Francisco de Paula Sanz,
gobernador de Potosí, recluta a vecinos leales al orden
depuesto en Chuquisaca para oponerse a la revuelta.
-Hay que acabar con los
godos -se exaltaría Manuel Ascencio-. Ahora.
Los esposos Padilla
consideran que ha llegado el momento de comprometerse con el
cambio, y seguramente luego de serenas conversaciones,
preocupados menos por lo que su decisión les deparará a ellos
que a sus amadísimos hijos, pero decididos a ser leales con
sus concepciones de lo que el mundo en que vivían debía ser,
se comprometen con la revuelta y la apoyan. La primera acción
de Manuel Ascencio consiste en impedir que de Chayanta lleguen
víveres y forraje a los soldados del gobernador de Potosí.
-¡Estos víveres no deben
alimentar a quien nos oprime sino a quienes lo necesitan!
El cacique aymara de esa
región es Martín Herrera Chairari, con fama de cruel y de
inhumano, quien sometía a los suyos con látigo y arcabuz para
conseguir un lugar de privilegio entre blancos y poderosos.

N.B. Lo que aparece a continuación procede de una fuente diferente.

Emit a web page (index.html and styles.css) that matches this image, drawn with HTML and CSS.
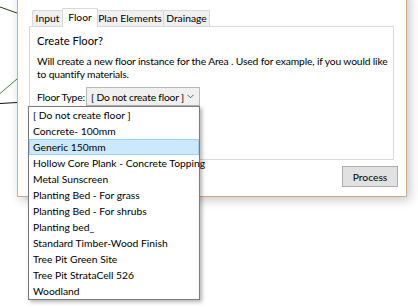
FILE: index.html
```html
<!DOCTYPE html>
<html>
<head>
<meta charset="utf-8">
<link rel="stylesheet" href="styles.css">
</head>
<body>
<div class="desk">
  <svg class="canvas" width="17" height="308" viewBox="0 0 17 308">
    <line x1="0" y1="7" x2="17" y2="13" stroke="#1f3f1f" stroke-width="1"/>
    <line x1="0" y1="93.5" x2="17" y2="79" stroke="#3a8a3a" stroke-width="1"/>
    <line x1="0" y1="103.5" x2="17" y2="102.5" stroke="#111" stroke-width="1"/>
  </svg>
  <div class="window">
    <div class="tabctl">
      <div class="tabs">
        <div class="tab first">Input</div>
        <div class="tab sel">Floor</div>
        <div class="tab">Plan Elements</div>
        <div class="tab">Drainage</div>
      </div>
      <div class="panel">
        <div class="heading">Create Floor?</div>
        <p class="desc">Will create a new floor instance for the Area . Used for example, if you would like<br>to quantify materials.</p>
        <div class="row">
          <span class="label">Floor Type:</span>
          <div class="combo">
            <span class="combo-text">[ Do not create floor ]</span>
            <svg class="chev" width="7" height="5" viewBox="0 0 7 5"><polyline points="0.5,0.8 3.5,3.8 6.5,0.8" fill="none" stroke="#606060" stroke-width="1"/></svg>
          </div>
        </div>
      </div>
    </div>
    <div class="actions">
      <button class="btn">Process</button>
    </div>
  </div>
  <ul class="droplist">
    <li class="item">[ Do not create floor ]</li>
    <li class="item">Concrete- 100mm</li>
    <li class="item hl">Generic 150mm</li>
    <li class="item">Hollow Core Plank - Concrete Topping</li>
    <li class="item">Metal Sunscreen</li>
    <li class="item">Planting Bed - For grass</li>
    <li class="item">Planting Bed - For shrubs</li>
    <li class="item">Planting bed_</li>
    <li class="item">Standard Timber-Wood Finish</li>
    <li class="item">Tree Pit Green Site</li>
    <li class="item">Tree Pit StrataCell 526</li>
    <li class="item">Woodland</li>
  </ul>
</div>
</body>
</html>
```
FILE: styles.css
```css
* { box-sizing: border-box; }
html, body {
  margin: 0;
  padding: 0;
  background: #ffffff;
}
body {
  width: 418px;
  height: 308px;
  overflow: hidden;
  font-family: Lato, "Noto Sans", sans-serif;
  font-size: 10.3px;
  color: #000;
}
.desk {
  position: relative;
  width: 418px;
  height: 308px;
}
.canvas {
  position: absolute;
  left: 0;
  top: 0;
}
.window {
  position: absolute;
  left: 17px;
  top: -10px;
  width: 390px;
  height: 207px;
  background: #ffffff;
  border: 1px solid #cfa98c;
  box-shadow: 3px 3px 10px rgba(0, 0, 0, 0.22);
  padding: 17px 8px 0 11px;
}
.tabctl {
  width: 365px;
}
.tabs {
  display: flex;
  align-items: flex-end;
  height: 18px;
  padding-left: 3px;
  position: relative;
  z-index: 2;
}
.tab {
  height: 16px;
  line-height: 15px;
  padding: 0;
  border: 1px solid #d9d9d9;
  border-bottom: none;
  background: #f0f0f0;
  margin-left: -1px;
  white-space: nowrap;
  text-align: center;
}
.tab.first { margin-left: 0; width: 31px; }
.tab.sel {
  height: 19px;
  margin-bottom: -1px;
  background: #ffffff;
  width: 36px;
  line-height: 16px;
  position: relative;
  z-index: 3;
  margin-left: -1px;
  margin-right: -1px;
}
.tab:nth-child(3) { width: 68px; }
.tab:nth-child(4) { width: 47px; }
.panel {
  height: 134px;
  border: 1px solid #d9d9d9;
  background: #ffffff;
  padding: 6px 0 0 7px;
}
.heading {
  font-size: 11.2px;
  line-height: 16px;
}
.desc {
  margin: 6px 0 0 0;
  line-height: 12.5px;
  white-space: nowrap;
  letter-spacing: -0.15px;
}
.row {
  display: flex;
  align-items: center;
  margin-top: 7px;
  letter-spacing: -0.2px;
}
.label {
  width: 49px;
  white-space: nowrap;
}
.combo {
  width: 114px;
  height: 19px;
  border: 1px solid #b9b9b9;
  background: #f0f0f0;
  display: flex;
  align-items: center;
  justify-content: space-between;
  padding: 0 5px 0 4px;
}
.combo-text { white-space: nowrap; }
.chev { display: block; }
.actions {
  display: flex;
  justify-content: flex-end;
  margin-top: 6px;
}
.btn {
  width: 56px;
  height: 21px;
  border: 1px solid #adadad;
  background: #e1e1e1;
  font: inherit;
  padding: 0;
  color: #000;
}
.droplist {
  position: absolute;
  left: 28px;
  top: 106px;
  width: 172px;
  margin: 0;
  padding: 0;
  list-style: none;
  background: #ffffff;
  border: 1px solid #7a7a7a;
  box-shadow: 2px 2px 4px rgba(0, 0, 0, 0.3);
  z-index: 5;
}
.item {
  height: 16px;
  line-height: 16px;
  padding-left: 4px;
  white-space: nowrap;
}
.item.hl {
  background: #cce8ff;
  border: 1px solid #99d1ff;
  line-height: 14px;
  padding-left: 3px;
}
```
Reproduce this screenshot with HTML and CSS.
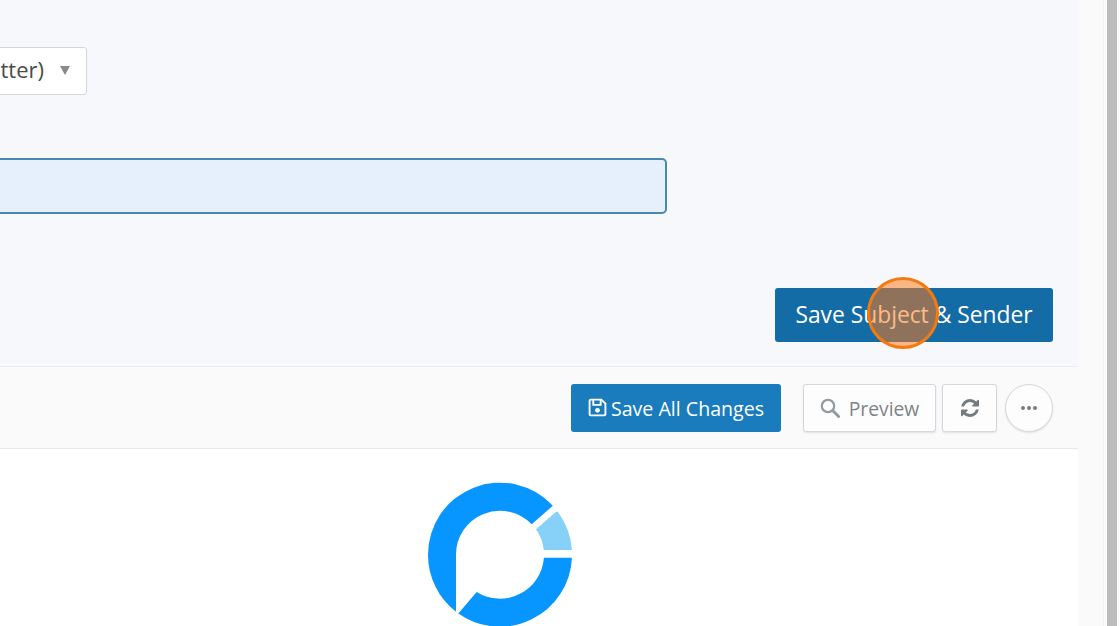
FILE: index.html
```html
<!DOCTYPE html>
<html lang="en">
<head>
<meta charset="utf-8">
<title>Email editor</title>
<link rel="stylesheet" href="styles.css">
</head>
<body>
<div class="page">
  <main class="main">
    <section class="settings">
      <div class="select">
        <span class="select-text">Default (Newsletter)</span>
        <span class="caret"></span>
      </div>
      <div class="input"></div>
      <div class="save-row">
        <button class="btn-save-subject">Save Subject &amp; Sender</button>
      </div>
    </section>
    <section class="toolbar">
      <button class="btn-primary">
        <svg class="icon-save" viewBox="0 0 18 18" aria-hidden="true">
          <path d="M2.5 1.5h10.2l3.8 3.8v10.2a1 1 0 0 1-1 1h-13a1 1 0 0 1-1-1v-13a1 1 0 0 1 1-1z" fill="none" stroke="currentColor" stroke-width="1.8"/>
          <path d="M5 2v4.5h7V2" fill="none" stroke="currentColor" stroke-width="1.8"/>
          <circle cx="9" cy="11.7" r="2.3" fill="currentColor"/>
        </svg>
        <span class="btn-label">Save All Changes</span>
      </button>
      <button class="btn-default btn-preview">
        <svg class="icon-search" viewBox="0 0 20 20" aria-hidden="true">
          <circle cx="8" cy="8" r="6.2" fill="none" stroke="currentColor" stroke-width="2.2"/>
          <path d="M12.6 12.6l6 6" fill="none" stroke="currentColor" stroke-width="2.8" stroke-linecap="round"/>
        </svg>
        <span class="btn-label">Preview</span>
      </button>
      <button class="btn-default btn-refresh">
        <svg class="icon-refresh" viewBox="128 128 1536 1536" aria-hidden="true">
          <path fill="currentColor" d="M1639 1056q0 5-1 7-64 268-268 434.5t-478 166.5q-146 0-282.5-55t-243.5-157l-129 129q-19 19-45 19t-45-19-19-45v-448q0-26 19-45t45-19h448q26 0 45 19t19 45-19 45l-137 137q71 66 161 102t187 36q134 0 250-65t186-179q11-17 53-117 8-23 30-23h192q13 0 22.5 9.5t9.5 22.5zm25-800v448q0 26-19 45t-45 19h-448q-26 0-45-19t-19-45 19-45l138-138q-148-137-349-137-134 0-250 65t-186 179q-11 17-53 117-8 23-30 23h-199q-13 0-22.5-9.5t-9.5-22.5v-7q65-268 270-434.5t480-166.5q146 0 284 55.5t245 156.5l130-129q19-19 45-19t45 19 19 45z"/>
        </svg>
      </button>
      <button class="btn-more" aria-label="More">
        <span class="dot"></span><span class="dot"></span><span class="dot"></span>
      </button>
    </section>
    <section class="canvas">
      <svg class="logo" viewBox="0 0 480 450" aria-hidden="true">
        <path class="logo-main" d="M398.5 89.26A216 216 0 0 0 24 236A216 216 0 0 0 108 406.97L108 236A132 132 0 0 1 335 144.4Z"/>
        <path class="logo-main" d="M115 412.2A216 216 0 0 0 455.8 245L371.7 245A132 132 0 0 1 170 347.9Z"/>
        <path class="logo-light" d="M405 110Q410 105 415 109.4A216 216 0 0 1 455.8 222L371.2 222A132 132 0 0 0 348 160Z"/>
      </svg>
    </section>
  </main>
  <div class="gutter"></div>
  <div class="scrollbar"></div>
  <div class="edge"></div>
</div>
<div class="click-marker"></div>
</body>
</html>
```
FILE: styles.css
```css
* {
  box-sizing: border-box;
}

html,
body {
  margin: 0;
  height: 100%;
  overflow: hidden;
}

body {
  font-family: "Open Sans", "Liberation Sans", sans-serif;
  background: #fafafa;
}

.page {
  display: flex;
  height: 626px;
}

.main {
  width: 1078px;
  flex: none;
  display: flex;
  flex-direction: column;
  overflow: hidden;
}

.settings {
  height: 367px;
  flex: none;
  padding-top: 47px;
  background: #f6f8fc;
  border-bottom: 1px solid #ededf0;
}

.select {
  width: 387px;
  height: 48px;
  margin-left: -300px;
  padding-right: 16px;
  display: flex;
  align-items: center;
  justify-content: flex-end;
  gap: 16px;
  background: #fff;
  border: 1px solid #d3d6da;
  border-radius: 3px;
  font-size: 22px;
  color: #4a4a4a;
  white-space: nowrap;
}

.select-text {
  margin-bottom: 5px;
}

.caret {
  width: 0;
  height: 0;
  margin-bottom: 2px;
  border-left: 5px solid transparent;
  border-right: 5px solid transparent;
  border-top: 9px solid #8a8a8a;
}

.input {
  width: 967px;
  height: 56px;
  margin-top: 63px;
  margin-left: -300px;
  background: #e6f0fd;
  border: 2px solid #4a89ae;
  border-radius: 5px;
}

.save-row {
  display: flex;
  justify-content: flex-end;
  margin-top: 74px;
  padding-right: 25px;
}

.btn-save-subject {
  width: 278px;
  height: 54px;
  padding: 0 0 2px;
  border: 0;
  border-radius: 3px;
  background: #146ca6;
  color: #fff;
  font-family: inherit;
  font-size: 22.8px;
}

.toolbar {
  height: 82px;
  flex: none;
  display: flex;
  align-items: center;
  justify-content: flex-end;
  padding-right: 25px;
  background: #fafafa;
  border-bottom: 1px solid #e8e8e8;
}

.btn-primary,
.btn-default,
.btn-more {
  height: 48px;
  padding: 0;
  display: flex;
  align-items: center;
  justify-content: center;
  font-family: inherit;
  font-size: 19.6px;
}

.btn-label {
  padding-top: 1px;
}

.btn-primary {
  width: 210px;
  margin-right: 22px;
  gap: 4px;
  border: 0;
  border-radius: 3px;
  background: #1a7bbd;
  color: #fff;
}

.icon-save {
  width: 19px;
  height: 19px;
}

.btn-default {
  background: #fdfdfd;
  border: 1px solid #d5d8dc;
  border-radius: 3px;
  box-shadow: 0 1px 2px rgba(0, 0, 0, 0.1);
  color: #7d8489;
}

.btn-preview {
  width: 133px;
  gap: 9px;
  margin-right: 6px;
  font-size: 19.3px;
}

.icon-search {
  width: 20px;
  height: 20px;
  color: #93999d;
}

.btn-refresh {
  width: 55px;
  margin-right: 8px;
  color: #757c81;
}

.icon-refresh {
  width: 18px;
  height: 18px;
}

.btn-more {
  width: 48px;
  gap: 2px;
  background: #fdfdfd;
  border: 1px solid #d5d8dc;
  border-radius: 50%;
  box-shadow: 0 1px 2px rgba(0, 0, 0, 0.1);
}

.dot {
  width: 4px;
  height: 4px;
  border-radius: 50%;
  background: #757c81;
}

.canvas {
  flex: 1;
  display: flex;
  justify-content: center;
  padding-top: 27px;
  padding-right: 78px;
  background: #fff;
}

.logo {
  width: 160px;
  height: 150px;
  flex: none;
}

.logo-main {
  fill: #0796ff;
}

.logo-light {
  fill: #87d1f9;
}

.gutter {
  width: 26px;
  flex: none;
  background: #fafafa;
  border-right: 1px solid #f3f3f3;
}

.scrollbar {
  width: 10px;
  margin-left: 3px;
  flex: none;
  background: #bcbcbc;
}

.edge {
  flex: 1;
  background: #fbfbfb;
}

.click-marker {
  position: absolute;
  left: 867px;
  top: 277px;
  width: 72px;
  height: 72px;
  border: 3px solid #f47a10;
  border-radius: 50%;
  background: rgba(255, 120, 24, 0.52);
}
```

Aprovechando las nuevas circunstancias los indios lo apresan y
lo degüellan para luego arrastrar su cadáver cuesta arriba
hasta la cima de la montaña de Ayacatata, desde donde lo
despeñan entre manifestaciones de júbilo y de entusiasmo.
La acción de los
Padilla, cuya intención quizás no pasase de un apoyo a la
revuelta, se ha transformado en una sublevación sangrienta que
las autoridades realistas no olvidarán.
Los revolucionarios
alentaron grandes esperanzas cuando a la de Chuquisaca se sumó
la rebelión en La Paz, encabezada por García Lanza, Michel,
Mercado, Murillo y otros. A muchos de los cuales Manuel
Ascencio conocía por concurrir asiduamente a las ferias de
ganado y cereales que en esa ciudad se celebraban.
Pero el arequipeño José
Manuel de Goyeneche, general de los Ejércitos de España en
América, quien luego tuviera tan destacada actuación
combatiendo contra las tropas abajeñas, ahogó rápidamente en
sangre dicha sedición pasando por las armas a sus
principales cabecillas.
También Chuquisaca,
acosada por la reacción reaalista, debió bajar su testuz, y
desde Buenos Aires llegó don Vicente Nieto para hacerse cargo
de la Real Audiencia y don José Córdoba para ocupar la
jefatura militar. Afortunadamente su actitud no fue tan cruel
como la de sus homólogos de La Paz, quizá cohibidos por la
calidad intelectual de los estudiantes y doctores rebelados,
cuyas vidas se perdonó a cambio de enviarlos apresados a
cárceles de Lima y Cuzco, donde no pocos fueron vendidos como
esclavos.
A pesar de que los
Padilla pertenecían a las familias de cierto abolengo y además
contaban con una buena posición económica, siendo además
Manuel Ascencio dependiente de la Real Audiencia, se contó
entre aquellos sobre quienes recayó la venganza realista y fue
buscado para que siguiera el camino de la prisión y el
destierro.
Pero Manuel Ascencio
huye y, a favor de la excelente relación cultivada a lo largo
de años con los indígenas que trabajaban en sus fincas, se
oculta en las viviendas y en los escondrijos de éstos,
permaneciendo fuera de Chuquisaca hasta que los ánimos se
calmaron y todo pareció volver a la normalidad.